Any discussion of an offline strategy for the Wikimedia Foundation is, essentially, a discussion of technology and infrastructure. There are two primary target markets: those who already have access to WMF products, and those who do not. The largest offline product-consuming market will always be those who already have access to WMF products, but it is a primary element of the WMF mission to provide access to those markets who do not have access.

With the above assumptions, and the reality the Wikimedia Foundation is a charitable organization with finite resources, the primary strategy should be enabling third-party development of technologies and infrastructure for offline WMF-derived products. How the Foundation does so should not be restricted, but there are certain goals we found to be of particularly high value:
  • XML article format, which can support semantics, with project-specific DTD.
  • Create and publish a Mediawiki parser specification.
  • Create and support a reference parser, and companion writer.
Related to these goals we found supporting intra-project standardization, and implementing international information categorization schema, to be important efforts to encourage communities to pursue (and support them in pursuit of) in order to make their output more valuable for offline applications.

When considering how to make WMF published content available to people who do not have regular internet access, the largest potential market could be realized through cellphone platforms. In the most-underserved internet markets cellular phone service has good to excellent availability. Retaining the theme of supporting third-parties rather than investing extensively in technology, it's noted there are already several cellular-based products and projects using WMF content. This second strategy for the Foundation is to focus on the cellphone specifically as the world's most ubiquitous hardware platform, with several goals related to this publication medium:
  • Target upstream from end users: cellular network providers for dynamic content systems, and OEM for static content systems as well as built-in 'apps'.
  • Prioritize support for third-party development: open offline storage standards, readers which use those standards, and finally proprietary products.
  • Where possible, support non-internet distribution systems, for example an SMS article retrieval system.
School systems are a natural partner for WMF in regions under-served by Internet. They are centers for learners, a primary target audience for the Foundation's projects. Schooling systems themselves are the target audience for the Wikibooks project, as well as other more-specific wikiprojects. This tertiary strategy did not develop concrete targets, but rather a laundry-list of desired outcomes including:
  • Work with schools, and support organizations which do so.
  • Customizable content collations.
  • Use multi-project approaches: draw content from any relevant WMF project.
  • Use multiple distribution channels: Internet, static digital, print, &c.
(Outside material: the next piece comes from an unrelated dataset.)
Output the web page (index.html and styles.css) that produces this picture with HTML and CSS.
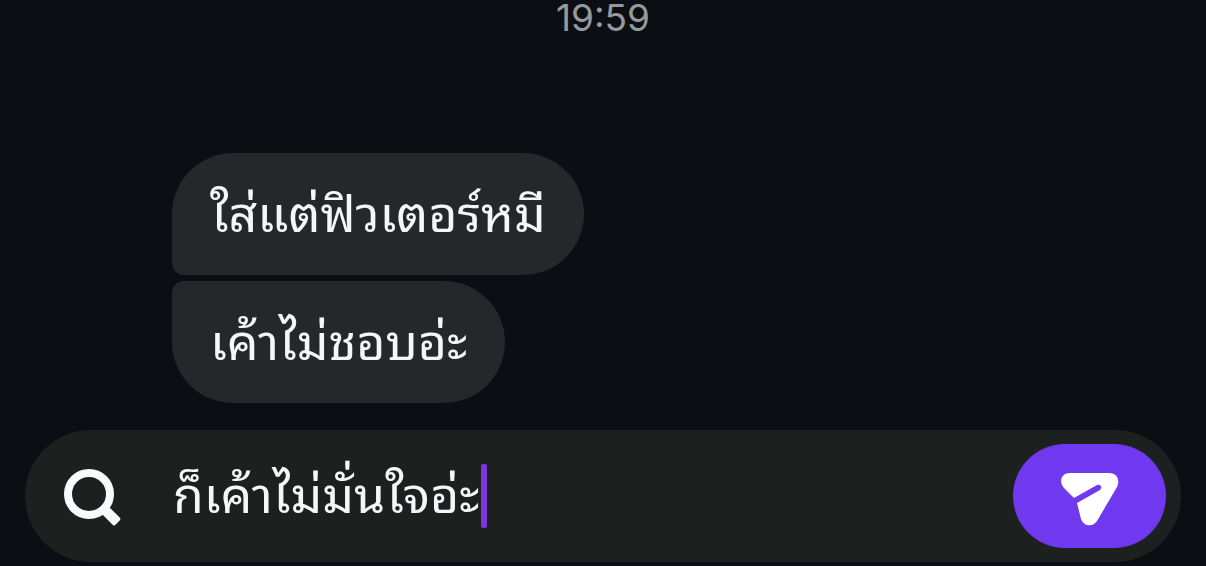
FILE: index.html
```html
<!DOCTYPE html>
<html lang="th">
<head>
    <meta charset="UTF-8">
    <meta name="viewport" content="width=device-width, initial-scale=1">
    <title>Chat</title>
    <link rel="stylesheet" href="styles.css">
</head>
<body>
<main class="chat">
    <time class="timestamp">19:59</time>
    <div class="messages">
        <p class="bubble bubble-first">ใส่แต่ฟิวเตอร์หมี</p>
        <p class="bubble bubble-last">เค้าไม่ชอบอ่ะ</p>
    </div>
</main>
<form class="composer">
    <button type="button" class="search-button" aria-label="Search">
        <svg width="60" height="60" viewBox="0 0 60 60">
            <circle cx="28" cy="28" r="21" fill="none" stroke="#f7fbfc" stroke-width="8"/>
            <rect x="58" y="-5" width="22" height="10" rx="2" fill="#f7fbfc" transform="rotate(45)"/>
        </svg>
    </button>
    <div class="field">
        <input type="text" class="message-input" aria-label="Message" value="ก็เค้าไม่มั่นใจอ่ะ">
        <span class="caret"></span>
    </div>
    <button type="submit" class="send-button" aria-label="Send">
        <svg width="60" height="56" viewBox="0 0 60 56">
            <path fill="#fff" d="M10 2H49C58 2 60 10 57 16L37 50C33 56 24 56 21 48L17 32L40 19Q42 17 41 15Q39 13 37 14L14 27L4 17C-2 10 2 2 10 2Z"/>
        </svg>
    </button>
</form>
</body>
</html>
```
FILE: styles.css
```css
body {
    min-height: 100vh;
    margin: 0;
    display: flex;
    flex-direction: column;
    background: #0b0e13;
    color: #f4f7f8;
    font-family: "Liberation Sans", "Noto Sans Thai Looped", Loma, Waree, sans-serif;
}

.chat {
    flex: 1;
    display: flex;
    flex-direction: column;
}

.timestamp {
    align-self: center;
    height: 36px;
    line-height: 36px;
    font-family: Inter, sans-serif;
    font-size: 37px;
    color: #98999c;
}

.messages {
    display: flex;
    flex-direction: column;
    align-items: flex-start;
    gap: 6px;
    padding: 117px 172px 24px;
}

.bubble {
    margin: 0;
    padding: 2px 38px 0;
    line-height: 120px;
    font-size: 50px;
    background: #24282b;
    white-space: nowrap;
}

.bubble-first {
    border-radius: 61px 61px 61px 12px;
}

.bubble-last {
    border-radius: 12px 61px 61px 61px;
}

.composer {
    display: flex;
    align-items: center;
    height: 132px;
    box-sizing: border-box;
    margin: 0 25px 4px;
    padding: 0 15px 0 36px;
    border-radius: 66px;
    background: #1c2120;
}

button {
    display: flex;
    align-items: center;
    justify-content: center;
    box-sizing: border-box;
    padding: 0;
    border: 0;
    background: none;
    cursor: pointer;
}

.search-button {
    width: 60px;
    height: 60px;
}

.field {
    flex: 1;
    display: flex;
    align-items: center;
    margin-left: 50px;
}

.message-input {
    field-sizing: content;
    height: 100px;
    box-sizing: border-box;
    padding: 0 2px 12px;
    border: 0;
    outline: 0;
    background: none;
    color: #f4f7f8;
    font: inherit;
    font-size: 50px;
}

.caret {
    width: 6px;
    height: 64px;
    border-radius: 2px;
    background: #7c35df;
}

.send-button {
    width: 153px;
    height: 104px;
    padding-top: 6px;
    border-radius: 52px;
    background: #7039ef;
}
```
Most WMF published content is general, and targets an adult audience. The offline markets with the lowest internet access rates are disproportionately younger, and content targeting a youth audience should be specifically supported. Third-party publishers tend to have target markets for whom they wish to tailor their content, as do schools and governments. Technologies already exist to provide best versions, as well as semantic tagging to improve article relevance. A fourth strategy focus involves improving the ease of creating custom collations, both through content initiatives and through technology development.